--- START OF Recorded information ---

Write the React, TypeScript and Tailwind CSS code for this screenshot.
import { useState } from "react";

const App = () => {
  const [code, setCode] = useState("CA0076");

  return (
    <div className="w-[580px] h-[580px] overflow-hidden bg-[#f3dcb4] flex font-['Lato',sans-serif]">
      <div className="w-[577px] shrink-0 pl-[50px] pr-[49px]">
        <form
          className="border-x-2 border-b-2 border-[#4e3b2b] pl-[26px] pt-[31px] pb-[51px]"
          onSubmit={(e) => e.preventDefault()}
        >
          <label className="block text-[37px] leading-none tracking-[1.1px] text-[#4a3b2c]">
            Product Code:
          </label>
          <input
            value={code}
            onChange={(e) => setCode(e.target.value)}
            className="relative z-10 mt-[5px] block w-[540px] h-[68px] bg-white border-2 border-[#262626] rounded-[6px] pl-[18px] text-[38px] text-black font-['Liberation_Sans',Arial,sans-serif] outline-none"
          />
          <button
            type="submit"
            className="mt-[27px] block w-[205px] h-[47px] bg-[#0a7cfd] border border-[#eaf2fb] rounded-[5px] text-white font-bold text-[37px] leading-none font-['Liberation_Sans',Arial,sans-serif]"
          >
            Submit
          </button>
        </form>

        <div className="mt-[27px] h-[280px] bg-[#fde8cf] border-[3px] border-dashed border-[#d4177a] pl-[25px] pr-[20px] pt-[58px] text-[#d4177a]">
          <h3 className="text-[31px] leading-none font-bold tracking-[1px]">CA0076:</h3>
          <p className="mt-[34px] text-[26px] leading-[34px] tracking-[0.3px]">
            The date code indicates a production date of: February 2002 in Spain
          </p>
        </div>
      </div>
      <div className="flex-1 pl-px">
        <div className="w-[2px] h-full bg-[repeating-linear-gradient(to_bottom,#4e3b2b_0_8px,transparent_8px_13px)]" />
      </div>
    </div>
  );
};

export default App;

--- END OF Recorded information ---

◆ **Goal**:
Repeat, exactly and only, the lines from the beginning of the material through the line that contains "const [code, setCode]".

◆ **Answer**:
Write the React, TypeScript and Tailwind CSS code for this screenshot.
import { useState } from "react";

const App = () => {
  const [code, setCode] = useState("CA0076");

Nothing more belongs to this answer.